Documents Relating to New Zealand's Participation in the Second World War 1939–45: Volume I
38 — Report by the Hon. P. Fraser on his Visit to England in 1939 — [Extract] — APPOINTMENT OF GENERAL OFFICER COMMANDING
Report by the Hon. P. Fraser on his Visit to England in 1939
APPOINTMENT OF GENERAL OFFICER COMMANDING
….4 This again was one of the matters which I felt it essential to take up at the earliest possible moment and by the courtesy of the British authorities I was enabled to have a very early interview with General Ironside.
4 See Formation and Despatch of First Echelon (No. 66) for rest of text. As the original of this report could not be traced, this draft was supplied by courtesy of Mr. Fraser, who has partially reconstructed the report from notes made at the time.
Armed with these views and opinions, when I saw General Ironside I told him that we were considering him (Freyberg) for the post of General Officer Commanding the New Zealand Expeditionary Force.

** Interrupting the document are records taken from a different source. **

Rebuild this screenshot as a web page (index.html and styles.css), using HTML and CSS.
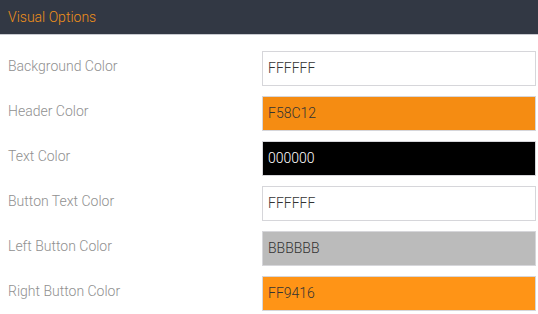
FILE: index.html
```html
<!DOCTYPE html>
<html>
<head>
<meta charset="utf-8">
<link rel="stylesheet" href="styles.css">
</head>
<body>
<div class="header">Visual Options</div>
<div class="form">
  <div class="row"><div class="label">Background Color</div><div class="input" style="background:#FFFFFF;color:#333">FFFFFF</div></div>
  <div class="row"><div class="label">Header Color</div><div class="input" style="background:#F58C12;color:#333">F58C12</div></div>
  <div class="row"><div class="label">Text Color</div><div class="input" style="background:#000000;color:#fff">000000</div></div>
  <div class="row"><div class="label">Button Text Color</div><div class="input" style="background:#FFFFFF;color:#333">FFFFFF</div></div>
  <div class="row"><div class="label">Left Button Color</div><div class="input" style="background:#BBBBBB;color:#333">BBBBBB</div></div>
  <div class="row"><div class="label">Right Button Color</div><div class="input" style="background:#FF9416;color:#333">FF9416</div></div>
</div>
</body>
</html>
```
FILE: styles.css
```css
html, body {
  margin: 0;
  padding: 0;
  background: #fff;
  font-family: Roboto, "Liberation Sans", sans-serif;
  font-weight: 300;
}
.header {
  height: 34px;
  background: #323844;
  border-bottom: 1px solid #c8cad0;
  color: #f0901a;
  font-size: 14px;
  line-height: 34px;
  padding-left: 8px;
}
.form {
  display: flex;
  flex-direction: column;
  gap: 10px;
  padding: 16px 2px 0 8px;
}
.row {
  display: grid;
  grid-template-columns: 254px 274px;
  align-items: center;
  height: 35px;
}
.label {
  color: #909090;
  font-size: 14px;
  margin-top: -5px;
}
.input {
  box-sizing: border-box;
  height: 35px;
  border: 1px solid #d6d6da;
  padding: 0 5px;
  font-size: 14px;
  line-height: 33px;
}
```
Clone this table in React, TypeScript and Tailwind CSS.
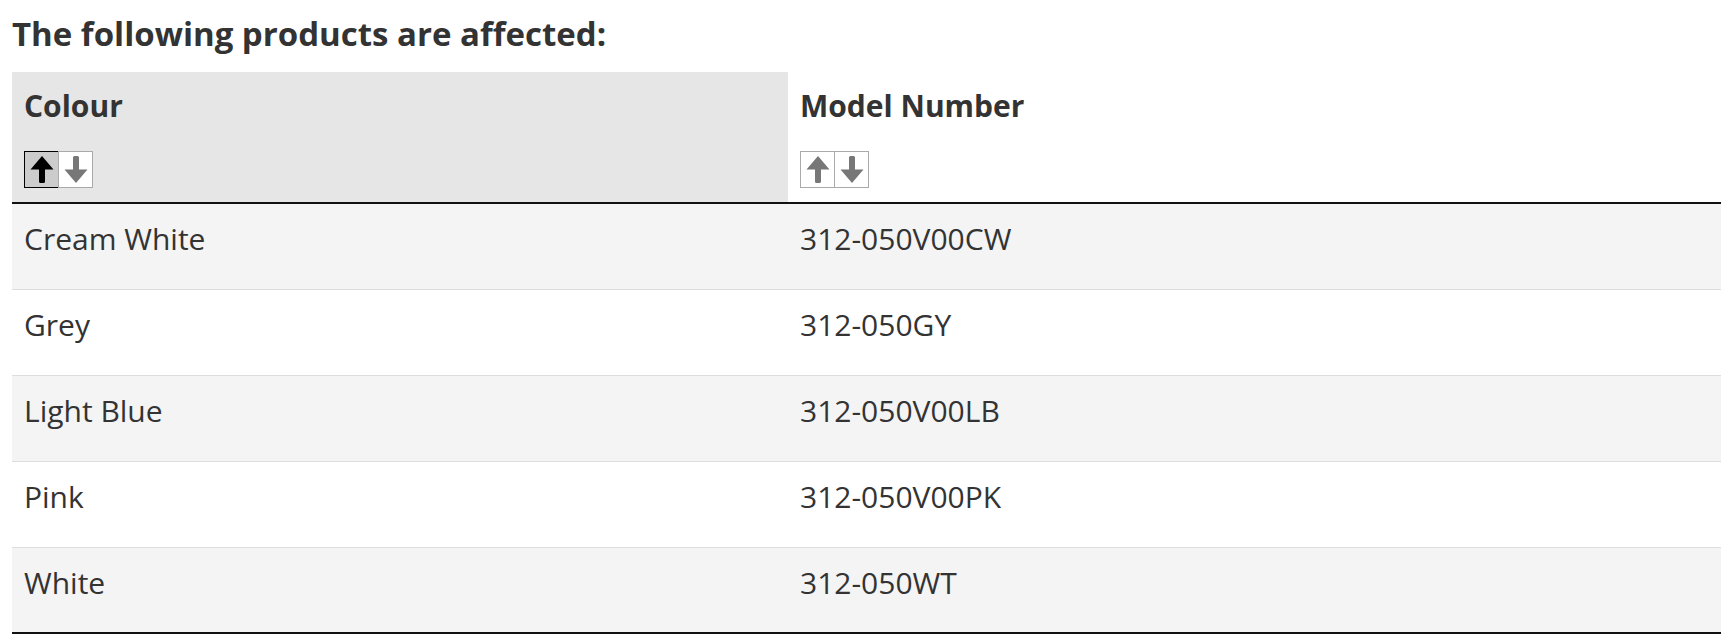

He at once made it plain that in his opinion we could not make a better choice. He also spoke in the highest terms of Freyberg, whom he had known for a very lengthy period, and he expressed the opinion that Freyberg invariably took care of his men even at the risk of his own safety. He referred also to the wide experience which Freyberg had, not only in fighting but in the organisation of large bodies of men on a war basis. He regarded him as an admirable man to command a division, and indeed he had Freyberg on his own list, with five others, to be given command of an English division at a very early date. He made it plain that if we wanted Freyberg he would certainly allow us to have him, and that if we did not he would shortly be appointed to command an English division.
Subsequently, when in France, I had an opportunity of mentioning the matter to Lord Gort who also spoke in terms of high praise of Freyberg, though he thought he should have at least two months in France before assuming command of a division. At a later discussion I raised this aspect of the matter with General Ironside. He deprecated this on three grounds, firstly, that Freyberg would learn enough of the present method of operations in France in a week; secondly, that the present methods were as yet untried and might not be held to; and, thirdly, it was not impossible that the New Zealand Division would have to be employed in a totally different form of warfare in a totally different theatre of war.
1 Then First Lord of the Admiralty.
1 General Sir Charles Fergusson, GCB, GCMG, DSO, MVO, Governor-General of New Zealand, 1924–30.